Given information:

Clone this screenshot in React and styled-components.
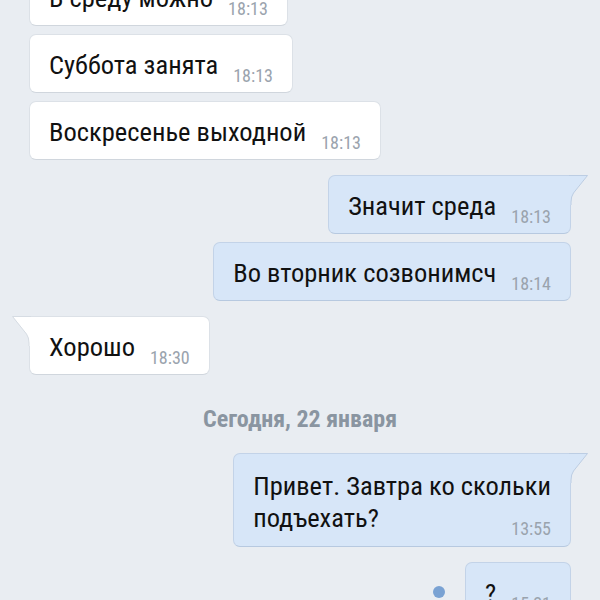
import React from 'react'
import styled, { createGlobalStyle } from 'styled-components'

const GlobalStyle = createGlobalStyle`
  html, body {
    margin: 0;
    padding: 0;
    background: #e9edf2;
  }
  body {
    font-family: "Roboto Condensed", Roboto, "Noto Sans", sans-serif;
    overflow: hidden;
  }
`

const messages = [
  { id: 1, side: 'in', text: 'В среду можно', time: '18:13' },
  { id: 2, side: 'in', text: 'Суббота занята', time: '18:13' },
  { id: 3, side: 'in', text: 'Воскресенье выходной', time: '18:13' },
  { id: 4, side: 'out', text: 'Значит среда', time: '18:13', tail: true, gap: 15 },
  { id: 5, side: 'out', text: 'Во вторник созвонимсч', time: '18:14' },
  { id: 6, side: 'in', text: 'Хорошо', time: '18:30', tail: true, gap: 15 },
  { id: 'd', date: 'Сегодня, 22 января' },
  { id: 7, side: 'out', text: 'Привет. Завтра ко скольки\nподъехать?', time: '13:55', tail: true, gap: 0 },
  { id: 8, side: 'out', text: '?', time: '15:21', gap: 15, unread: true },
]

function Tail({ side }) {
  const out = side === 'out'
  const fill = out ? '#d7e6f8' : '#ffffff'
  const stroke = out ? '#bccde3' : '#d6dce3'
  return (
    <TailSvg $side={side} width="20" height="30" viewBox="0 0 20 30">
      <g transform={out ? '' : 'translate(20 0) scale(-1 1)'}>
        <path d="M0 0 H18.5 L4.5 18 Q2 21.5 2 27 V30 H0 Z" fill={fill} />
        <path d="M0 0.5 H18.5 L4.5 18 Q2 21.5 2 27 V30" fill="none" stroke={stroke} strokeWidth="1" />
      </g>
    </TailSvg>
  )
}

export default function App() {
  return (
    <>
      <GlobalStyle />
      <Feed>
        {messages.map((m) =>
          m.date ? (
            <DateRow key={m.id}>{m.date}</DateRow>
          ) : (
            <Row key={m.id} $side={m.side} $gap={m.gap}>
              {m.unread && <UnreadDot />}
              <Bubble $side={m.side} $tail={m.tail} $multi={m.text.includes('\n')}>
                {m.tail && <Tail side={m.side} />}
                {m.text}
                <Time>{m.time}</Time>
              </Bubble>
            </Row>
          )
        )}
      </Feed>
    </>
  )
}

const Feed = styled.div`
  display: flex;
  flex-direction: column;
  margin-top: -33px;
  padding: 0 29px;
`

const Row = styled.div`
  display: flex;
  align-items: center;
  justify-content: ${(p) => (p.$side === 'out' ? 'flex-end' : 'flex-start')};
  gap: 20px;
  margin-top: ${(p) => p.$gap ?? 8}px;
  &:first-child {
    margin-top: 0;
  }
`

const Bubble = styled.div`
  position: relative;
  display: flow-root;
  padding: ${(p) => (p.$multi ? '16px 19px 12px' : '14px 19px 11px')};
  font-size: 26.5px;
  line-height: 32px;
  white-space: pre-line;
  color: #111;
  background: ${(p) => (p.$side === 'out' ? '#d7e6f8' : '#ffffff')};
  border: 1px solid ${(p) => (p.$side === 'out' ? '#c3d3e8' : '#dce1e7')};
  border-bottom-color: ${(p) => (p.$side === 'out' ? '#b7c9e0' : '#d0d6dd')};
  border-radius: 7px;
  ${(p) =>
    p.$tail &&
    (p.$side === 'out' ? 'border-top-right-radius: 0;' : 'border-top-left-radius: 0;')}
`

const TailSvg = styled.svg`
  position: absolute;
  top: -1px;
  ${(p) => (p.$side === 'out' ? 'right: -19px;' : 'left: -19px;')}
`

const Time = styled.span`
  float: right;
  margin: 17px 0 -17px 15px;
  font-size: 18px;
  line-height: 20px;
  color: #9aa3ad;
`

const UnreadDot = styled.span`
  width: 12px;
  height: 12px;
  border-radius: 50%;
  background: #7aa2d3;
`

const DateRow = styled.div`
  padding: 31px 0 21px;
  text-align: center;
  font-size: 24px;
  line-height: 26px;
  font-weight: 700;
  color: #8a95a1;
`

Exercise aim: Exclude the pictures, and transcribe all of the material exactly.

Correct response:
Clone this screenshot in React and styled-components.
import React from 'react'
import styled, { createGlobalStyle } from 'styled-components'

const GlobalStyle = createGlobalStyle`
  html, body {
    margin: 0;
    padding: 0;
    background: #e9edf2;
  }
  body {
    font-family: "Roboto Condensed", Roboto, "Noto Sans", sans-serif;
    overflow: hidden;
  }
`

const messages = [
  { id: 1, side: 'in', text: 'В среду можно', time: '18:13' },
  { id: 2, side: 'in', text: 'Суббота занята', time: '18:13' },
  { id: 3, side: 'in', text: 'Воскресенье выходной', time: '18:13' },
  { id: 4, side: 'out', text: 'Значит среда', time: '18:13', tail: true, gap: 15 },
  { id: 5, side: 'out', text: 'Во вторник созвонимсч', time: '18:14' },
  { id: 6, side: 'in', text: 'Хорошо', time: '18:30', tail: true, gap: 15 },
  { id: 'd', date: 'Сегодня, 22 января' },
  { id: 7, side: 'out', text: 'Привет. Завтра ко скольки\nподъехать?', time: '13:55', tail: true, gap: 0 },
  { id: 8, side: 'out', text: '?', time: '15:21', gap: 15, unread: true },
]

function Tail({ side }) {
  const out = side === 'out'
  const fill = out ? '#d7e6f8' : '#ffffff'
  const stroke = out ? '#bccde3' : '#d6dce3'
  return (
    <TailSvg $side={side} width="20" height="30" viewBox="0 0 20 30">
      <g transform={out ? '' : 'translate(20 0) scale(-1 1)'}>
        <path d="M0 0 H18.5 L4.5 18 Q2 21.5 2 27 V30 H0 Z" fill={fill} />
        <path d="M0 0.5 H18.5 L4.5 18 Q2 21.5 2 27 V30" fill="none" stroke={stroke} strokeWidth="1" />
      </g>
    </TailSvg>
  )
}

export default function App() {
  return (
    <>
      <GlobalStyle />
      <Feed>
        {messages.map((m) =>
          m.date ? (
            <DateRow key={m.id}>{m.date}</DateRow>
          ) : (
            <Row key={m.id} $side={m.side} $gap={m.gap}>
              {m.unread && <UnreadDot />}
              <Bubble $side={m.side} $tail={m.tail} $multi={m.text.includes('\n')}>
                {m.tail && <Tail side={m.side} />}
                {m.text}
                <Time>{m.time}</Time>
              </Bubble>
            </Row>
          )
        )}
      </Feed>
    </>
  )
}

const Feed = styled.div`
  display: flex;
  flex-direction: column;
  margin-top: -33px;
  padding: 0 29px;
`

const Row = styled.div`
  display: flex;
  align-items: center;
  justify-content: ${(p) => (p.$side === 'out' ? 'flex-end' : 'flex-start')};
  gap: 20px;
  margin-top: ${(p) => p.$gap ?? 8}px;
  &:first-child {
    margin-top: 0;
  }
`

const Bubble = styled.div`
  position: relative;
  display: flow-root;
  padding: ${(p) => (p.$multi ? '16px 19px 12px' : '14px 19px 11px')};
  font-size: 26.5px;
  line-height: 32px;
  white-space: pre-line;
  color: #111;
  background: ${(p) => (p.$side === 'out' ? '#d7e6f8' : '#ffffff')};
  border: 1px solid ${(p) => (p.$side === 'out' ? '#c3d3e8' : '#dce1e7')};
  border-bottom-color: ${(p) => (p.$side === 'out' ? '#b7c9e0' : '#d0d6dd')};
  border-radius: 7px;
  ${(p) =>
    p.$tail &&
    (p.$side === 'out' ? 'border-top-right-radius: 0;' : 'border-top-left-radius: 0;')}
`

const TailSvg = styled.svg`
  position: absolute;
  top: -1px;
  ${(p) => (p.$side === 'out' ? 'right: -19px;' : 'left: -19px;')}
`

const Time = styled.span`
  float: right;
  margin: 17px 0 -17px 15px;
  font-size: 18px;
  line-height: 20px;
  color: #9aa3ad;
`

const UnreadDot = styled.span`
  width: 12px;
  height: 12px;
  border-radius: 50%;
  background: #7aa2d3;
`

const DateRow = styled.div`
  padding: 31px 0 21px;
  text-align: center;
  font-size: 24px;
  line-height: 26px;
  font-weight: 700;
  color: #8a95a1;
`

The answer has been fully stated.